The core idea: retire the application, not the evidence
Decommissioning becomes feasible when you stop thinking of “the application” as the only way to preserve trust.
A modern application retirement approach typically means:
- Extract the required data, metadata, and context from the source system
- Preserve it in an immutable, audit-ready archive
- Ensure traceability (what came from where, when, under which rules)
- Provide search and retrieval without needing the legacy app
- Define exit packages (portability) so you are never trapped again
- Decommission the old system confidently
This is not just “storage.” It is controlled preservation of records and evidence.
What “good” looks like in practice (a quick checklist)

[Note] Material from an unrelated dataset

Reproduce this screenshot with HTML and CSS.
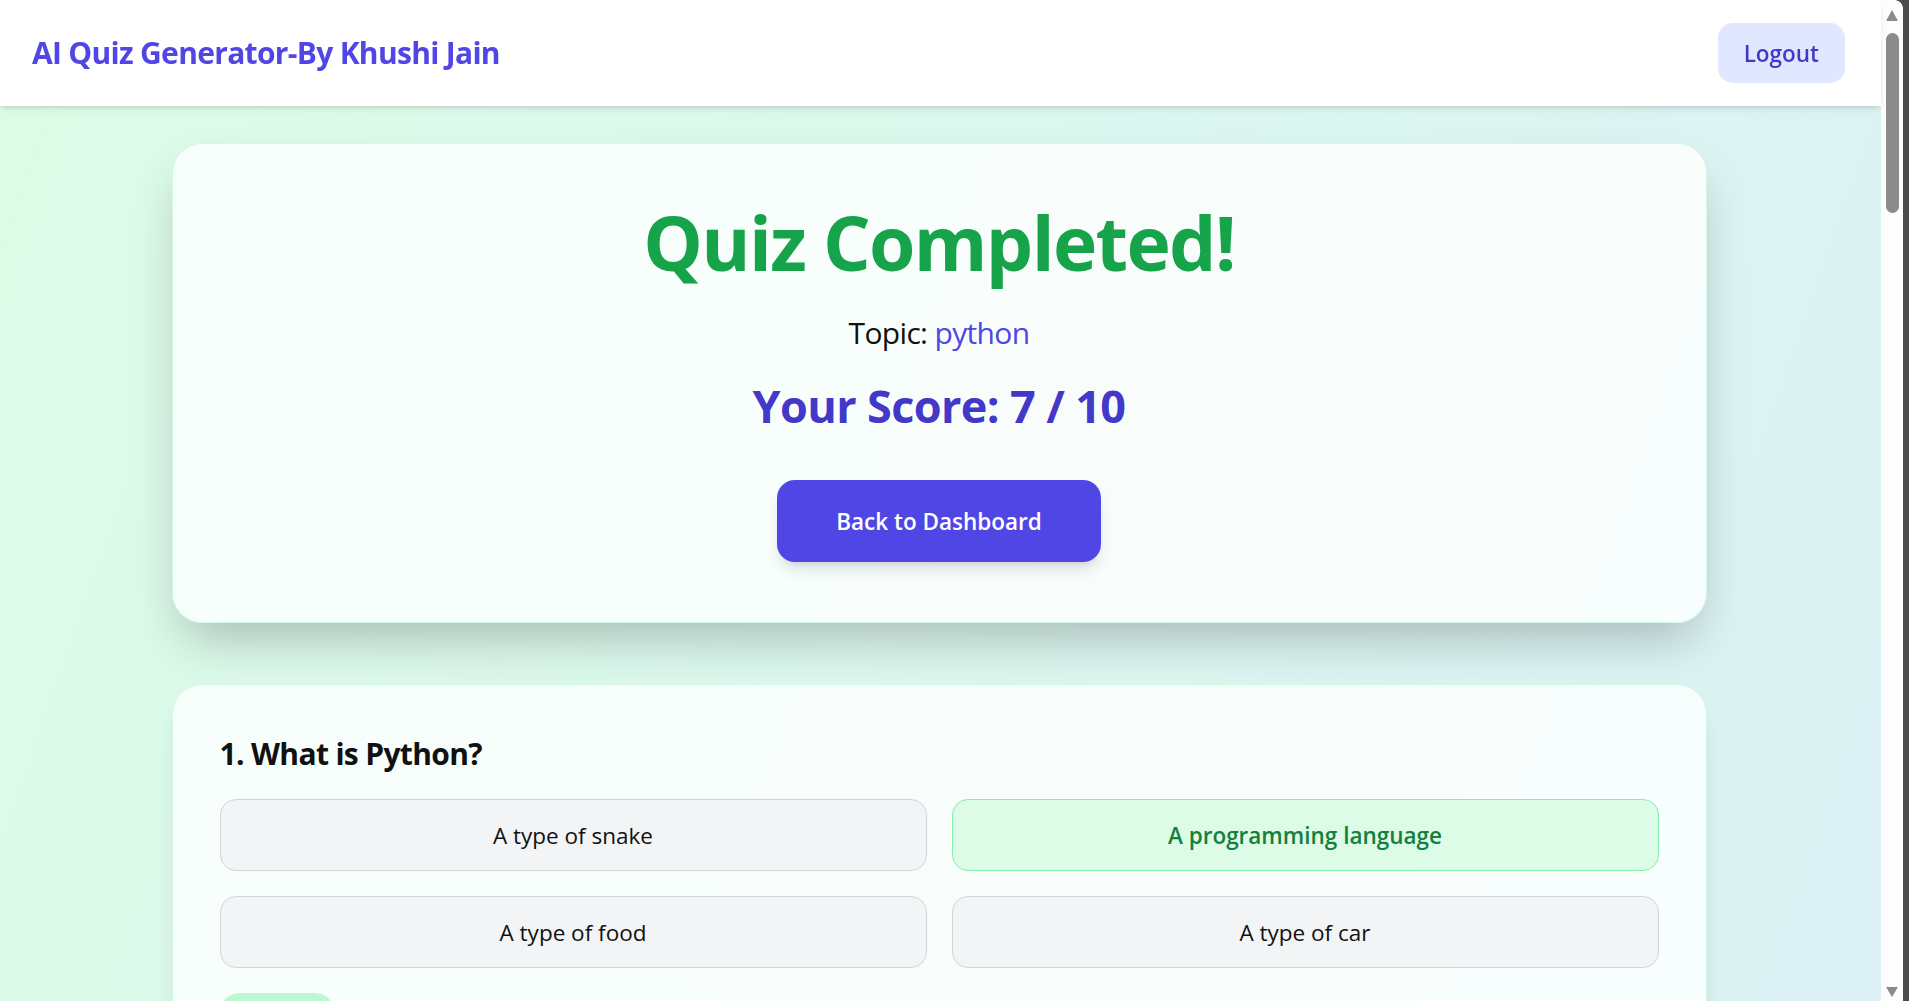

If you want to decommission responsibly, you should be able to answer “yes” to these:
- Can we retrieve historical records without launching the legacy application?
- Can we produce an audit trail of who accessed what and when?
- Can we prove integrity independently (checksums, fixity, integrity reports)?
- Do we preserve the full context needed for interpretation?
- Do we have a defensible retention and disposition process?
- Can we export everything (data + metadata + evidence) if needed?
If not, decommissioning feels risky. If yes, keeping the old application becomes irrational.
The message for leadership: decommissioning is risk reduction, not just cost cutting
Organizations often frame decommissioning as a cost optimization project. That is too small.
Decommissioning is:
- cybersecurity risk reduction
- compliance risk reduction
- operational resilience improvement
- simplification of your estate
- protection of evidence and trust
In today’s environment, it is not an option to keep growing your legacy footprint.
Conclusion
Decommissioning is a must because the world around your systems changed:
- attackers got better
- regulators got stricter
- vendors retired old stacks
- retention periods got longer
- audits got tougher
The right response is not to keep legacy applications on life support. It is to build an approach where data and evidence remain accessible, verifiable, and audit-ready after the application is gone.